The price? The IRA owner needs to include the entire IRA proceeds in taxable income in the year of conversion. However, for conversions done in 2010, the IRS will allow an IRA owner to spread the payment of taxes due over 2011 and 2012–but only if the conversion is done in 2010.
Long Term Care Needs
Long-term care costs, like taxes, can deplete retirement savings. A single insurance solution that covers both life insurance and long term care may thus help to mitigate the negative financial effects of long term care on personal savings–an issue that statistically will affect 70% of people over the age of 65.
Planning Priorities
Many folks may recognize the importance of life insurance to protect assets for the benefit of family members after death. But what may be overlooked is the need to protect one's independence and retirement savings during one's lifetime, in sickness and in health, and during the lifetime of the healthy spouse. If there is no savings to tax, then fretting over uncertain income tax rates may be moot.
What To Do?
The single insurance solution is a combination whole life insurance policy that provides a guaranteed death benefit and LTC benefits funded thru a single premium. This is, of course, a more agreeable topic to discuss with clients than the opportunity to advance a lump sum tax payment to the IRS though a ROTH conversion. So, you may want to start a planning discussion with this topic at the top of the list.

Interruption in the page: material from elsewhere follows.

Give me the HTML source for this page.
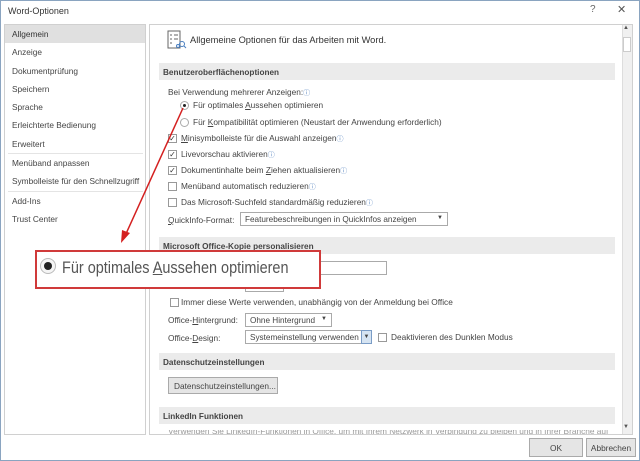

Certainly, the combination policy can go a long way to hedge against LTC expenses depleting savings that could benefit the non-ill spouse as well. If the LTC benefit is not used, the life insurance remaining will pay out in full to heirs. To boot, guaranteed cash values are strong on some policies, underpinned by a guaranteed return of a single contribution to the policy within the first few years; and the long-term possibility of cash values being substantially higher than the investment in the contract.